Wichtiger bei deiner intensiven Ergründung wäre mir herauszufinden, ob mit den Freigabepapieren bei gleicher Reifengröße flächendeckend ein Eintrag auf der Schreibstube für kleines Geld ohne aaS Gutachten möglich ist.

Grüße, Olaf

Mi 11. Aug 2021, 05:10

Hallo Olaf,

lassen wir mal diesbezügliche EU-Regelungen inhaltlich außer acht und betrachten wir mal was wir allein auf nationaler Ebene umsetzen.

Dazu hat zum einen

1. das BMVI in Zusammenarbeit mit den Ländern die Neuerungen im Verkehrsblatt 15-2019 herausgebracht. (ich empfehle dazu als Einstieg mal die Zusammenfassug des ADAC zu lesen: https://assets.adac.de/image/upload/v16 ... epkaw3.pdf )

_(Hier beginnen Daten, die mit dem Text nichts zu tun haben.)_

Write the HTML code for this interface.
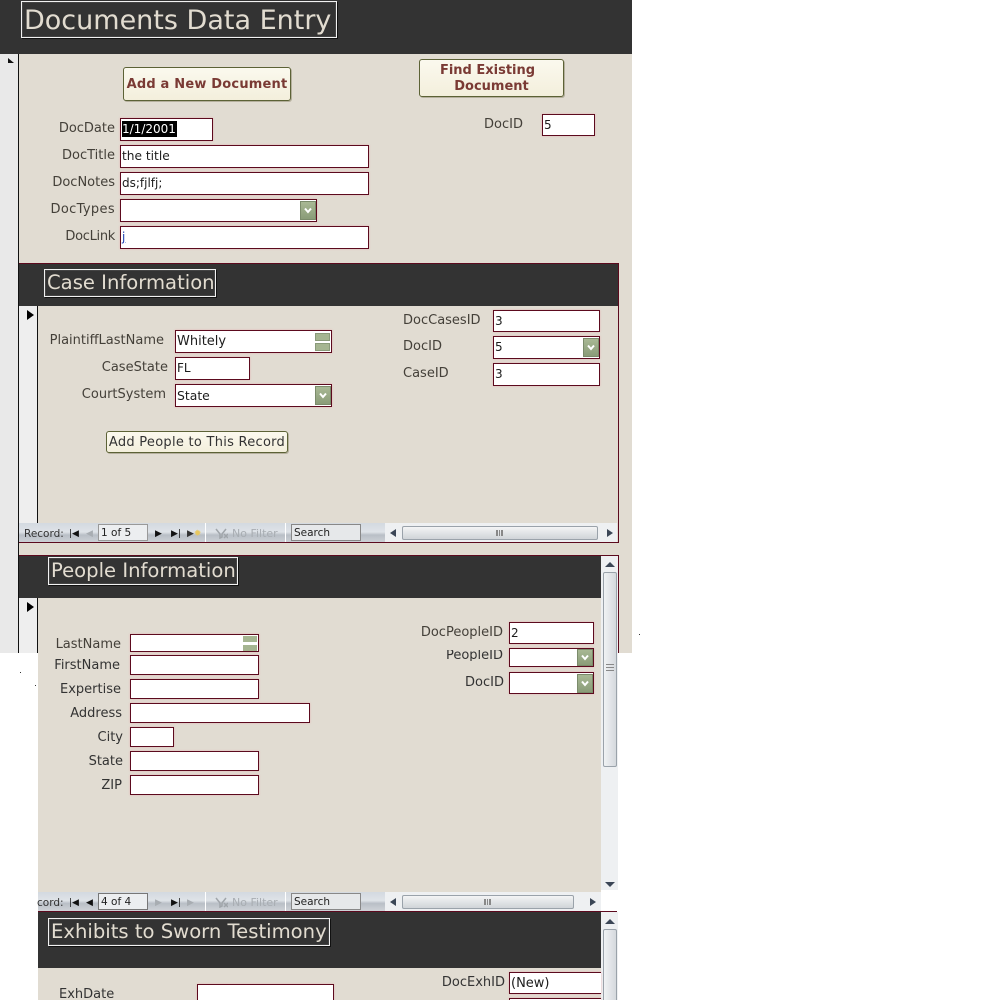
<!DOCTYPE html>
<html><head><meta charset="utf-8"><style>
html,body{margin:0;padding:0;background:#fff;width:1000px;height:1000px;overflow:hidden}
body{position:relative;font-family:"DejaVu Sans","Liberation Sans",sans-serif}
div,span.a{position:absolute;box-sizing:border-box}
.l{font-size:13px;color:#444039;text-align:right;white-space:nowrap;line-height:16px;height:16px;margin-top:1px}
.i{background:#fff;border:1px solid #5c0a1e;font-size:12px;color:#1c1c1c;line-height:21px;padding-left:1px;white-space:nowrap;overflow:hidden;box-shadow:0 0 2px #e6b4b4}
.t{border:1px solid #f2f2f2;outline:1px solid #444;outline-offset:-2px;background:#333;color:#e2dcd0;white-space:nowrap;font-size:19.6px;padding-left:2px;box-shadow:1px 1px 0 #111}
.d{background:#333}
.dd{width:16px;height:19px;background:linear-gradient(#a8b894,#8a9c78);border:1px solid #7b8b6b}
.dd svg{position:absolute;left:3px;top:5px;width:8px;height:7px}
.b{background:linear-gradient(#fbf9ee,#f3efdc);border:1px solid #5c6236;border-radius:3px;box-shadow:1px 1px 0 #b5b09d;text-align:center;white-space:nowrap}
.nav{height:20px;background:linear-gradient(#d3d9e0 0,#dfe3e8 45%,#b9bfc6 60%,#cfd3d8 100%);font-size:10.5px;color:#333;line-height:20px;white-space:nowrap}
.nb{border:1px solid #7c8794;background:#eceef0;font-size:10.5px;line-height:16px;height:17px;top:1px;padding-left:2px;color:#222}
.th{background:linear-gradient(90deg,#f0f2f4,#d5d9dd);border:1px solid #9aa2aa;border-radius:2px}
.thh{background:linear-gradient(#f3f4f5,#d0d4d8);border:1px solid #9aa2aa;border-radius:2px}
.g{color:#a8adb2}
.k{color:#111}
.nav span{top:1px}
</style></head><body>

<div class="d" style="left:0;top:0;width:632px;height:54px"></div>
<div style="left:0;top:54px;width:18px;height:599px;background:#e9e9e9"></div>
<div style="left:18px;top:54px;width:1px;height:599px;background:#111"></div>
<div style="left:19px;top:54px;width:613px;height:599px;background:#e1dcd2"></div>
<div style="left:38px;top:653px;width:563px;height:347px;background:#e1dcd2"></div>
<div style="left:8px;top:58px;width:0;height:0;border-left:6px solid #111;border-top:5px solid transparent"></div>

<div class="t" style="left:21px;top:1px;width:316px;height:37px;font-size:27px;line-height:38px">Documents Data Entry</div>

<div class="b" style="left:123px;top:67px;width:168px;height:34px;font-size:13px;font-weight:bold;color:#7a3a34;line-height:33px;letter-spacing:.2px">Add a New Document</div>
<div class="b" style="left:419px;top:59px;width:145px;height:38px;font-size:13px;font-weight:bold;color:#7a3a34;line-height:16px;padding-top:3px;white-space:normal"><span style="position:relative;left:-4px">Find Existing</span><br>Document</div>

<div class="l" style="left:20px;width:95px;top:120px">DocDate</div>
<div class="i" style="left:120px;top:118px;width:93px;height:23px"><span style="background:#000;color:#fff;display:inline-block;line-height:16px;width:55px;margin-top:2px;vertical-align:top">1/1/2001</span></div>
<div class="l" style="left:20px;width:95px;top:147px">DocTitle</div>
<div class="i" style="left:120px;top:145px;width:249px;height:23px;font-size:12.2px">the title</div>
<div class="l" style="left:20px;width:95px;top:174px">DocNotes</div>
<div class="i" style="left:120px;top:172px;width:249px;height:23px">ds;fjlfj;</div>
<div class="l" style="left:20px;width:95px;top:201px;letter-spacing:.35px">DocTypes</div>
<div class="i" style="left:120px;top:199px;width:197px;height:23px"></div>
<div class="dd" style="left:300px;top:201px"><svg viewBox="0 0 8 7"><path d="M1 1.5L4 5L7 1.5" fill="none" stroke="#fff" stroke-width="2"/></svg></div>
<div class="l" style="left:20px;width:95px;top:228px;letter-spacing:-.3px">DocLink</div>
<div class="i" style="left:120px;top:226px;width:249px;height:23px;color:#1a3fb0;text-decoration:underline">j</div>
<div class="l" style="left:470px;width:53px;top:116px">DocID</div>
<div class="i" style="left:542px;top:114px;width:53px;height:22px">5</div>

<!-- Case -->
<div style="left:618px;top:263px;width:1px;height:280px;background:#5c0a1e"></div>
<div class="d" style="left:19px;top:264px;width:599px;height:42px"></div>
<div style="left:19px;top:263px;width:600px;height:1px;background:#5c0a1e"></div>
<div class="t" style="left:44px;top:269px;width:172px;height:28px;line-height:26px">Case Information</div>
<div style="left:19px;top:306px;width:18px;height:217px;background:#eeeeee"></div>
<div style="left:37px;top:306px;width:1px;height:217px;background:#111"></div>
<div style="left:27px;top:310px;width:0;height:0;border-top:5px solid transparent;border-bottom:5px solid transparent;border-left:7px solid #000"></div>

<div class="l" style="left:30px;width:134px;top:332px">PlaintiffLastName</div>
<div class="i" style="left:175px;top:330px;width:157px;height:23px;font-size:13px">Whitely</div>
<div style="left:315px;top:333px;width:15px;height:8px;background:#a5b591;border:1px solid #8a9a7a"></div>
<div style="left:315px;top:343px;width:15px;height:8px;background:#a5b591;border:1px solid #8a9a7a"></div>
<div class="l" style="left:60px;width:108px;top:359px">CaseState</div>
<div class="i" style="left:175px;top:357px;width:75px;height:23px">FL</div>
<div class="l" style="left:60px;width:106px;top:386px">CourtSystem</div>
<div class="i" style="left:175px;top:384px;width:157px;height:23px;font-size:12.4px">State</div>
<div class="dd" style="left:315px;top:386px"><svg viewBox="0 0 8 7"><path d="M1 1.5L4 5L7 1.5" fill="none" stroke="#fff" stroke-width="2"/></svg></div>
<div class="b" style="left:106px;top:431px;width:182px;height:22px;font-size:13px;color:#333;line-height:21px;letter-spacing:.27px">Add People to This Record</div>

<div class="l" style="left:403px;top:312px">DocCasesID</div>
<div class="i" style="left:493px;top:310px;width:107px;height:22px">3</div>
<div class="l" style="left:403px;top:338px">DocID</div>
<div class="i" style="left:493px;top:336px;width:107px;height:23px">5</div>
<div class="dd" style="left:583px;top:338px"><svg viewBox="0 0 8 7"><path d="M1 1.5L4 5L7 1.5" fill="none" stroke="#fff" stroke-width="2"/></svg></div>
<div class="l" style="left:403px;top:365px">CaseID</div>
<div class="i" style="left:493px;top:363px;width:107px;height:23px">3</div>

<!-- nav 1 -->
<div class="nav" style="left:19px;top:523px;width:366px"><span style="position:absolute;left:5px">Record:</span>
<span class="k" style="position:absolute;left:50px;font-size:9px">|&#9664;</span><span class="g" style="position:absolute;left:67px;font-size:9px">&#9664;</span>
<div class="nb" style="left:79px;width:50px;border-color:#999">1 of 5</div>
<span class="k" style="position:absolute;left:136px;font-size:9px">&#9654;</span><span class="k" style="position:absolute;left:152px;font-size:9px">&#9654;|</span><span style="position:absolute;left:168px;font-size:9px;color:#333">&#9654;<span style="color:#e8c860">&#10041;</span></span>
<div style="left:186px;top:0;width:1px;height:20px;background:#fff"></div>
<svg style="position:absolute;left:196px;top:5px" width="13" height="11" viewBox="0 0 13 11"><path d="M1 1L5 6V10L7 9V6L11 1M9 6L13 10M13 6L9 10" fill="none" stroke="#a0a5aa" stroke-width="1.5"/></svg>
<span class="g" style="position:absolute;left:213px;font-size:11px">No Filter</span>
<div style="left:266px;top:0;width:1px;height:20px;background:#fff"></div>
<div class="nb" style="left:272px;width:70px;border-color:#888;background:#e6e8ea">Search</div>
</div>
<div style="left:385px;top:523px;width:232px;height:20px;background:#eef0f2"></div>
<div style="left:390px;top:529px;width:0;height:0;border-top:4px solid transparent;border-bottom:4px solid transparent;border-right:6px solid #3b4656"></div>
<div class="thh" style="left:402px;top:526px;width:196px;height:14px"></div>
<div style="left:496px;top:530px;width:7px;height:6px;border-left:1px solid #888;border-right:1px solid #888;background:linear-gradient(90deg,#888 1px,transparent 1px) 2px 0/2px 100%"></div>
<div style="left:607px;top:529px;width:0;height:0;border-top:4px solid transparent;border-bottom:4px solid transparent;border-left:6px solid #3b4656"></div>
<div style="left:19px;top:542px;width:600px;height:1px;background:#5c0a1e"></div>

<!-- People -->
<div style="left:618px;top:555px;width:1px;height:98px;background:#5c0a1e"></div>
<div style="left:19px;top:555px;width:600px;height:1px;background:#5c0a1e"></div>
<div class="d" style="left:19px;top:556px;width:582px;height:42px"></div>
<div class="t" style="left:48px;top:557px;width:190px;height:28px;line-height:26px">People Information</div>
<div style="left:19px;top:598px;width:18px;height:55px;background:#eeeeee"></div>
<div style="left:37px;top:598px;width:1px;height:55px;background:#111"></div>
<div style="left:27px;top:602px;width:0;height:0;border-top:5px solid transparent;border-bottom:5px solid transparent;border-left:7px solid #000"></div>
<div style="left:601px;top:556px;width:17px;height:334px;background:#eef0f2"></div>
<div style="left:605px;top:562px;width:0;height:0;border-left:5px solid transparent;border-right:5px solid transparent;border-bottom:5px solid #3b4656"></div>
<div class="th" style="left:603px;top:572px;width:14px;height:195px"></div>
<div style="left:606px;top:664px;width:8px;height:7px;border-top:1px solid #888;border-bottom:1px solid #888;background:linear-gradient(#888,#888) 0 2px/100% 1px no-repeat"></div>
<div style="left:605px;top:882px;width:0;height:0;border-left:5px solid transparent;border-right:5px solid transparent;border-top:5px solid #3b4656"></div>

<div class="l" style="left:30px;width:91px;top:636px">LastName</div>
<div class="i" style="left:130px;top:634px;width:129px;height:18px"></div>
<div style="left:243px;top:636px;width:14px;height:6px;background:#a5b591"></div>
<div style="left:243px;top:645px;width:14px;height:6px;background:#a5b591"></div>
<div class="l" style="left:30px;width:90px;top:657px;color:#333">FirstName</div>
<div class="i" style="left:130px;top:655px;width:129px;height:20px"></div>
<div class="l" style="left:30px;width:91px;top:681px;color:#333">Expertise</div>
<div class="i" style="left:130px;top:679px;width:129px;height:20px"></div>
<div class="l" style="left:30px;width:92px;top:705px;color:#333">Address</div>
<div class="i" style="left:130px;top:703px;width:180px;height:20px"></div>
<div class="l" style="left:30px;width:93px;top:729px;color:#333">City</div>
<div class="i" style="left:130px;top:727px;width:44px;height:20px"></div>
<div class="l" style="left:30px;width:93px;top:753px;color:#333">State</div>
<div class="i" style="left:130px;top:751px;width:129px;height:20px"></div>
<div class="l" style="left:30px;width:92px;top:777px;color:#333">ZIP</div>
<div class="i" style="left:130px;top:775px;width:129px;height:20px"></div>

<div class="l" style="left:400px;width:103px;top:624px">DocPeopleID</div>
<div class="i" style="left:509px;top:622px;width:85px;height:22px">2</div>
<div style="left:400px;width:103px;top:650px;height:11px;overflow:hidden"><div class="l" style="left:0;width:103px;top:-3px;color:#333">PeopleID</div></div>
<div class="i" style="left:509px;top:648px;width:85px;height:19px"></div>
<div class="dd" style="left:577px;top:649px;height:17px"><svg viewBox="0 0 8 7" style="top:4px"><path d="M1 1.5L4 5L7 1.5" fill="none" stroke="#fff" stroke-width="2"/></svg></div>
<div class="l" style="left:400px;width:104px;top:674px;color:#333">DocID</div>
<div class="i" style="left:509px;top:672px;width:85px;height:22px"></div>
<div class="dd" style="left:577px;top:674px"><svg viewBox="0 0 8 7"><path d="M1 1.5L4 5L7 1.5" fill="none" stroke="#fff" stroke-width="2"/></svg></div>

<!-- nav 2 -->
<div class="nav" style="left:38px;top:892px;width:347px;height:19px"><span style="position:absolute;left:-1px">cord:</span>
<span class="k" style="position:absolute;left:31px;font-size:9px">|&#9664;</span><span class="k" style="position:absolute;left:48px;font-size:9px">&#9664;</span>
<div class="nb" style="left:60px;width:50px;border-color:#777">4 of 4</div>
<span class="g" style="position:absolute;left:117px;font-size:9px">&#9654;</span><span class="k" style="position:absolute;left:133px;font-size:9px">&#9654;|</span><span class="g" style="position:absolute;left:149px;font-size:9px">&#9654;</span>
<div style="left:167px;top:0;width:1px;height:19px;background:#fff"></div>
<svg style="position:absolute;left:177px;top:5px" width="13" height="11" viewBox="0 0 13 11"><path d="M1 1L5 6V10L7 9V6L11 1M9 6L13 10M13 6L9 10" fill="none" stroke="#a0a5aa" stroke-width="1.5"/></svg>
<span class="g" style="position:absolute;left:194px;font-size:11px">No Filter</span>
<div style="left:247px;top:0;width:1px;height:19px;background:#fff"></div>
<div class="nb" style="left:253px;width:70px;border-color:#888;background:#e6e8ea">Search</div>
</div>
<div style="left:385px;top:892px;width:216px;height:19px;background:#eef0f2"></div>
<div style="left:390px;top:898px;width:0;height:0;border-top:4px solid transparent;border-bottom:4px solid transparent;border-right:6px solid #3b4656"></div>
<div class="thh" style="left:402px;top:895px;width:172px;height:14px"></div>
<div style="left:484px;top:899px;width:7px;height:6px;border-left:1px solid #888;border-right:1px solid #888;background:linear-gradient(90deg,#888 1px,transparent 1px) 2px 0/2px 100%"></div>
<div style="left:590px;top:898px;width:0;height:0;border-top:4px solid transparent;border-bottom:4px solid transparent;border-left:6px solid #3b4656"></div>

<!-- Exhibits -->
<div style="left:38px;top:911px;width:579px;height:1px;background:#5c0a1e"></div>
<div class="d" style="left:38px;top:912px;width:563px;height:56px"></div>
<div class="t" style="left:48px;top:918px;width:282px;height:28px;line-height:26px">Exhibits to Sworn Testimony</div>
<div style="left:601px;top:912px;width:17px;height:88px;background:#eef0f2"></div>
<div style="left:605px;top:919px;width:0;height:0;border-left:5px solid transparent;border-right:5px solid transparent;border-bottom:5px solid #3b4656"></div>
<div class="th" style="left:603px;top:929px;width:14px;height:75px"></div>

<div class="l" style="left:59px;top:986px;color:#333">ExhDate</div>
<div class="i" style="left:197px;top:984px;width:137px;height:22px"></div>
<div class="l" style="left:400px;width:105px;top:974px;color:#333">DocExhID</div>
<div class="i" style="left:509px;top:972px;width:92px;height:22px;border-right:0;font-size:13px">(New)</div>
<div class="i" style="left:509px;top:998px;width:92px;height:6px;border-right:0"></div>

<div style="left:20px;top:672px;width:1px;height:1px;background:#333"></div>
<div style="left:35px;top:685px;width:1px;height:1px;background:#333"></div>
<div style="left:639px;top:634px;width:1px;height:1px;background:#333"></div>
</body></html>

2. zum anderen der AKE seine diesbezüglichen HU-Durchführungsbestimmungen im Januar 2021 herausgegeben. (findest Du im Netz unter dem Suchbegriff "Beurteilung Bereifu0001")

Die Problematik nun:
Einige Festlegungen des BMVI im Verkehrsblatt 15/2019 sind auf Grund ihrer offensichtlichen Willkür und Unvereinbarkeit mit den gesetzlichen Grundlagen der STVZO nicht anwendbar.

Nachdem dies sowohl die Prüforganisationen wie auch weitere davon betroffene Organisationen sehr schnell bemerkt haben, hat nun der AKE seine "Beurteilung.....vom 19.01.2021" nachgeschoben und dabei neue Regelungen getroffen, die in wesentlichen Punkten dem BMVI-Verkehrblatt-15/2019 widersprechen. Und dies nicht nur in den Punkten, die ursprünglich rechtlich als strittig erkannt wurden, sondern auch bei Themen die im Grunde rechtlich ok. waren. - Wie z. B. im Fall 1a, der generellen Aufhebung der Reifenfabrikatebindung bei Fahrzeugen mit EU-Typisierung. Nach dem Verkehrsblatt 15/2019 hätte man bei den relevanten EU-typisierten Fahrzeugen die Reifenfabrikatebindung m.E. ohne jegliche Begutachtung auf der Zulassungsstelle austragen lassen können. Ob eine solche Austragung nach dem AKE-Beschluss nun noch möglich ist, ist m.e. ungewiss. (Tipp: Einfach mal bei der Zulassungstelle nachfragen, - viel Spaß dabei. ;) )


Deshalb frage ich nochmals: Wessen Festlegungen (BMVI o. AKE) sind nun für uns betroffene Motorradfahrer rechtsverbindlich?